PORTLAND, Maine — Getting there from here has been a proverbial challenge in Maine.
On May 7, about a dozen city residents got together at City Hall to hear about a study of how to best get passengers from the Portland International Jetport and Portland Transportation Center to the ferry terminals on the waterfront, on a route not already provided by the city Metro service.
Boris Palchik, a senior associate with the Boston office of consultants Nelson Nygaard, led the 90-minute forum by detailing the four objectives of the study: connectivity, mobility, economic development and cost effectiveness.
“We do kind of envision this service as being rapid transit service,” Palchik said.
The hubs to be linked are well travelled; boardings peak at 96,000 per month in the summer at the jetport, while 500,000 ride buses and 171,000 people board the Amtrak Downeaster at the Portland Transportation Center. More than 195,000 people use Casco Bay Lines ferries in the peak month of August.
Palchik said the study considered routes on two phases using Interstate 295, Commercial Street and Congress Street, or a combination of the roads.

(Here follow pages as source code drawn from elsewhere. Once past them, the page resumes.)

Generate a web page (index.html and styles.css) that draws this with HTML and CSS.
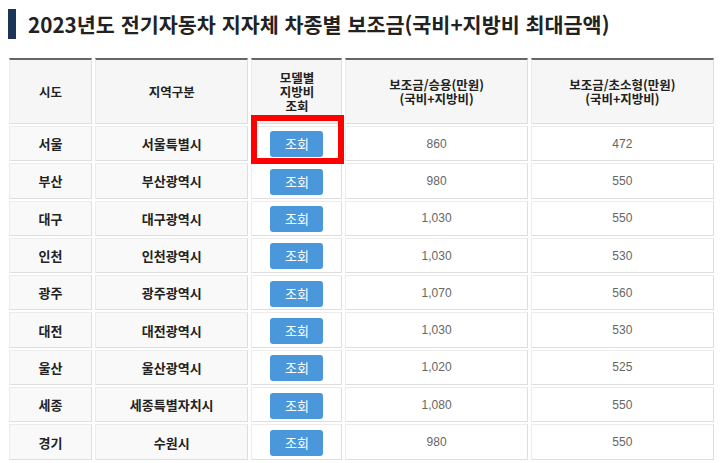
FILE: index.html
```html
<!DOCTYPE html>
<html lang="ko">
<head>
<meta charset="utf-8">
<title>2023년도 전기자동차 지자체 차종별 보조금</title>
<link rel="stylesheet" href="styles.css">
</head>
<body>
<div class="page">
  <h2 class="title"><span class="title-bar"></span><span class="title-text">2023년도 전기자동차 지자체 차종별 보조금(국비+지방비 최대금액)</span></h2>
  <div class="table-wrap">
    <table class="subsidy">
      <colgroup>
        <col class="c-sido">
        <col class="c-region">
        <col class="c-model">
        <col class="c-car">
        <col class="c-small">
      </colgroup>
      <thead>
        <tr>
          <th>시도</th>
          <th>지역구분</th>
          <th>모델별<br>지방비<br>조회</th>
          <th>보조금/승용(만원)<br>(국비+지방비)</th>
          <th>보조금/초소형(만원)<br>(국비+지방비)</th>
        </tr>
      </thead>
      <tbody>
        <tr><td class="name">서울</td><td class="name">서울특별시</td><td class="btn-cell"><button class="btn">조회</button></td><td class="num">860</td><td class="num">472</td></tr>
        <tr><td class="name">부산</td><td class="name">부산광역시</td><td class="btn-cell"><button class="btn">조회</button></td><td class="num">980</td><td class="num">550</td></tr>
        <tr><td class="name">대구</td><td class="name">대구광역시</td><td class="btn-cell"><button class="btn">조회</button></td><td class="num">1,030</td><td class="num">550</td></tr>
        <tr><td class="name">인천</td><td class="name">인천광역시</td><td class="btn-cell"><button class="btn">조회</button></td><td class="num">1,030</td><td class="num">530</td></tr>
        <tr><td class="name">광주</td><td class="name">광주광역시</td><td class="btn-cell"><button class="btn">조회</button></td><td class="num">1,070</td><td class="num">560</td></tr>
        <tr><td class="name">대전</td><td class="name">대전광역시</td><td class="btn-cell"><button class="btn">조회</button></td><td class="num">1,030</td><td class="num">530</td></tr>
        <tr><td class="name">울산</td><td class="name">울산광역시</td><td class="btn-cell"><button class="btn">조회</button></td><td class="num">1,020</td><td class="num">525</td></tr>
        <tr><td class="name">세종</td><td class="name">세종특별자치시</td><td class="btn-cell"><button class="btn">조회</button></td><td class="num">1,080</td><td class="num">550</td></tr>
        <tr><td class="name">경기</td><td class="name">수원시</td><td class="btn-cell"><button class="btn">조회</button></td><td class="num">980</td><td class="num">550</td></tr>
      </tbody>
    </table>
    <div class="highlight"></div>
  </div>
</div>
</body>
</html>
```
FILE: styles.css
```css
html, body {
  margin: 0;
  padding: 0;
  background: #ffffff;
}

body {
  font-family: "Noto Sans CJK KR", "Noto Sans", sans-serif;
  color: #222222;
}

.page {
  width: 720px;
  height: 463px;
  overflow: hidden;
}

.title {
  display: flex;
  align-items: center;
  gap: 12px;
  margin: 9px 0 0 8px;
  height: 30px;
  font-size: 20.7px;
  font-weight: 700;
  color: #222222;
}

.title-bar {
  display: block;
  width: 8px;
  height: 30px;
  background: #1c3455;
  flex: none;
}

.title-text {
  line-height: 30px;
  white-space: nowrap;
}

.table-wrap {
  position: relative;
  margin: 17px 0 0 6px;
  width: 711px;
}

.subsidy {
  border-collapse: separate;
  border-spacing: 3px 2px;
  table-layout: fixed;
  width: 711px;
}

.c-sido { width: 83px; }
.c-region { width: 153px; }
.c-model { width: 91px; }
.c-car { width: 182px; }
.c-small { width: 183px; }

.subsidy th,
.subsidy td {
  box-sizing: border-box;
  padding: 0;
  text-align: center;
  vertical-align: middle;
  border: 1px solid #ececec;
  border-right-color: #dedede;
  border-bottom-color: #dedede;
}

.subsidy th {
  height: 66px;
  background: #f6f6f6;
  border-top: 2px solid #666666;
  font-size: 12.5px;
  font-weight: 700;
  line-height: 14px;
  color: #222222;
}

.subsidy td {
  height: 35.3px;
  background: #ffffff;
}

.subsidy td.name {
  background: #f9f9f9;
  font-size: 13px;
  font-weight: 700;
  color: #222222;
}

.subsidy td.num {
  font-family: "Liberation Sans", Arial, sans-serif;
  font-size: 12px;
  color: #666666;
}

.btn {
  display: inline-block;
  width: 53px;
  height: 26px;
  padding: 0;
  border: none;
  border-radius: 3px;
  background: #4a98db;
  color: #ffffff;
  font-family: "Noto Sans CJK KR", sans-serif;
  font-size: 13px;
  line-height: 26px;
  vertical-align: middle;
}

.highlight {
  position: absolute;
  left: 245px;
  top: 59px;
  width: 93px;
  height: 49px;
  box-sizing: border-box;
  border: 6px solid #ff0000;
  pointer-events: none;
}
```
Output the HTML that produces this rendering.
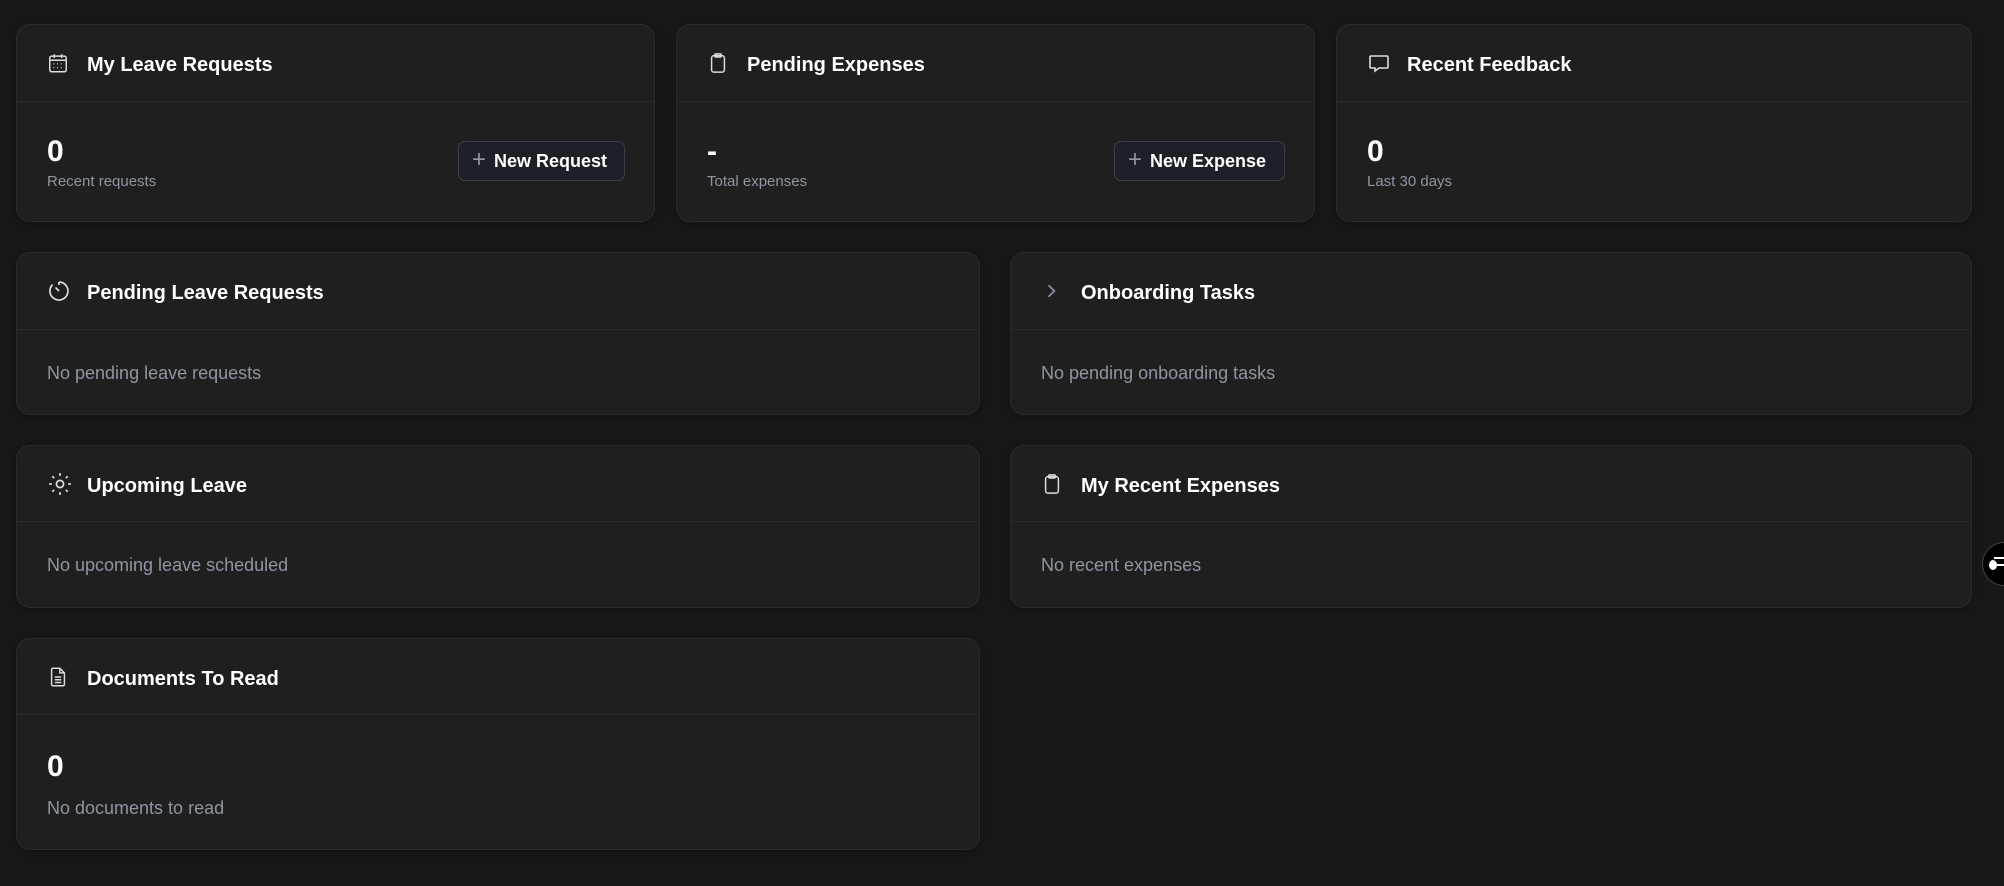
<!DOCTYPE html>
<html><head><style>
*{box-sizing:border-box;margin:0;padding:0}
body{width:2004px;height:886px;background:#171717;font-family:"Liberation Sans",sans-serif;position:relative;overflow:hidden;color:#fff}
.card{position:absolute;background:#1f1f1f;border:1px solid #2b2b2b;border-radius:14px;box-shadow:0 2px 6px rgba(0,0,0,.25)}
.hd{position:absolute;left:0;right:0;top:0;border-bottom:1px solid #2b2b2b}
.hd svg{position:absolute;left:30px;top:50%;transform:translateY(-50%)}
.hd .t{position:absolute;left:70px;top:50%;transform:translateY(-40%);font-size:20px;font-weight:bold;white-space:nowrap}
.muted{position:absolute;left:30px;color:#8e96a3;font-size:18px;white-space:nowrap}
.num{position:absolute;left:30px;font-size:30px;font-weight:bold}
.sm{position:absolute;left:30px;color:#8e96a3;font-size:15px}
.btn{position:absolute;height:40px;border:1px solid #3a404b;border-radius:7px;background:#1d2027;font-size:18px;font-weight:bold;display:flex;align-items:center;padding:0 13px;gap:8px;white-space:nowrap}
.btn span{color:#8e96a3;font-weight:normal;font-size:24px;line-height:1;margin-top:-2px}
</style></head><body>

<div class="card" style="left:16px;top:24px;width:639px;height:198px">
 <div class="hd" style="height:77px">
  <svg width="22" height="22" viewBox="0 0 24 24" fill="none" stroke="#ddd" stroke-width="1.6"><rect x="3" y="4.5" width="18" height="17" rx="2"/><path d="M3 9h18M8 2.5v4M16 2.5v4"/><path d="M7 13h1M11 13h1M15 13h1M7 17h1M11 17h1M15 17h1" stroke-width="1.4"/></svg>
  <div class="t">My Leave Requests</div></div>
 <div class="num" style="top:110px">0</div>
 <div class="sm" style="top:148px">Recent requests</div>
 <div class="btn" style="left:441px;top:116px;width:167px"><span>+</span>New Request</div>
</div>

<div class="card" style="left:676px;top:24px;width:639px;height:198px">
 <div class="hd" style="height:77px">
  <svg width="22" height="24" viewBox="0 0 24 24" fill="none" stroke="#ddd" stroke-width="1.6"><rect x="5" y="4" width="14" height="18" rx="2.5"/><rect x="8.5" y="2" width="7" height="3.5" rx="1"/></svg>
  <div class="t">Pending Expenses</div></div>
 <div class="num" style="top:110px">-</div>
 <div class="sm" style="top:148px">Total expenses</div>
 <div class="btn" style="left:437px;top:116px;width:171px"><span>+</span>New Expense</div>
</div>

<div class="card" style="left:1336px;top:24px;width:636px;height:198px">
 <div class="hd" style="height:77px">
  <svg width="24" height="24" viewBox="0 0 24 24" fill="none" stroke="#ddd" stroke-width="1.6"><path d="M4 5h16a1 1 0 0 1 1 1v10a1 1 0 0 1-1 1h-8l-4 3v-3H4a1 1 0 0 1-1-1V6a1 1 0 0 1 1-1z"/></svg>
  <div class="t">Recent Feedback</div></div>
 <div class="num" style="top:110px">0</div>
 <div class="sm" style="top:148px">Last 30 days</div>
</div>

<div class="card" style="left:16px;top:252px;width:964px;height:163px">
 <div class="hd" style="height:77px">
  <svg width="24" height="24" viewBox="0 0 24 24" fill="none" stroke="#ddd" stroke-width="1.7"><path d="M12 3a9 9 0 1 1-6.4 2.6"/><path d="M12 3v3M8.5 8.5l3.5 3.5"/></svg>
  <div class="t">Pending Leave Requests</div></div>
 <div class="muted" style="top:110px">No pending leave requests</div>
</div>

<div class="card" style="left:1010px;top:252px;width:962px;height:163px">
 <div class="hd" style="height:77px">
  <svg width="20" height="20" viewBox="0 0 24 24" fill="none" stroke="#8e96a3" stroke-width="2"><path d="M9 5l7 7-7 7"/></svg>
  <div class="t">Onboarding Tasks</div></div>
 <div class="muted" style="top:110px">No pending onboarding tasks</div>
</div>

<div class="card" style="left:16px;top:445px;width:964px;height:163px">
 <div class="hd" style="height:76px">
  <svg width="26" height="26" viewBox="0 0 24 24" fill="none" stroke="#ddd" stroke-width="1.6"><circle cx="12" cy="12" r="3.3"/><path d="M12 2v2.5M12 19.5V22M2 12h2.5M19.5 12H22M4.9 4.9l1.7 1.7M17.4 17.4l1.7 1.7M4.9 19.1l1.7-1.7M17.4 6.6l1.7-1.7"/></svg>
  <div class="t">Upcoming Leave</div></div>
 <div class="muted" style="top:109px">No upcoming leave scheduled</div>
</div>

<div class="card" style="left:1010px;top:445px;width:962px;height:163px">
 <div class="hd" style="height:76px">
  <svg width="22" height="24" viewBox="0 0 24 24" fill="none" stroke="#ddd" stroke-width="1.6"><rect x="5" y="4" width="14" height="18" rx="2.5"/><rect x="8.5" y="2" width="7" height="3.5" rx="1"/></svg>
  <div class="t">My Recent Expenses</div></div>
 <div class="muted" style="top:109px">No recent expenses</div>
</div>

<div class="card" style="left:16px;top:638px;width:964px;height:212px">
 <div class="hd" style="height:76px">
  <svg width="22" height="24" viewBox="0 0 24 24" fill="none" stroke="#ddd" stroke-width="1.6"><path d="M6 2.5h8l5 5V20a1.5 1.5 0 0 1-1.5 1.5h-11A1.5 1.5 0 0 1 5 20V4a1.5 1.5 0 0 1 1-1.5z"/><path d="M14 2.5V7.5h5M8.5 12h7M8.5 15h7M8.5 18h7"/></svg>
  <div class="t">Documents To Read</div></div>
 <div class="num" style="top:111px">0</div>
 <div class="muted" style="top:159px">No documents to read</div>
</div>

<div style="position:absolute;left:1982px;top:542px;width:44px;height:44px;border-radius:50%;background:#000;border:1px solid #444"></div>
<div style="position:absolute;left:1989px;top:560px;width:8px;height:10px;border-radius:50%;background:#fff"></div>
<div style="position:absolute;left:1994px;top:557px;width:10px;height:2px;background:#fff"></div>
<div style="position:absolute;left:1997px;top:564px;width:7px;height:2px;background:#fff"></div>
</body></html>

No firm route has been chosen, and service funding remains undetermined, as does determining who best can benefit from the new service.
“Connectivity favors tourists, mobility favors residents,” Palchik said.
The intent of the study is to determine how to best get arriving visitors downtown while also reducing local reliance on individual vehicles.
The route mileage from the Portland Transportation Center to the Casco Bay and Ocean Gateway terminals varies by half a mile, but round-trip times vary from 17 minutes using the I-295-to-Franklin Street route, to 27 minutes along Congress Street, which would also provide a link to the Metro Pulse hub on Elm Street.
A hybrid loop route on Congress and Commercial streets also was suggested, but Palchik noted it could double the cost by requiring two buses running in opposite directions. A crowd consensus also favored not requiring riders coming from the Jetport to change buses at the Portland Transportation Center.
Some service funding will come from the tax increment finance district established at Thompson’s Point to capture a portion of the increased property tax revenues from the proposed $100 million mixed-use development along the Fore River.
The study was funded by $40,000 from the Federal Transit Administration, with a $10,000 local match, city Transportation Program Manager Bruce Hyman said Tuesday.
Route choices may account for areas of future business development, so Commercial Street may be a more attractive choice, Palchik said. A scoring matrix using factors such as service frequency, route speed, ridership potential and integration with existing services will be developed before final recommendations are made.
Hyman expects to host another meeting in late summer or early fall offering more finite details on routes and costs.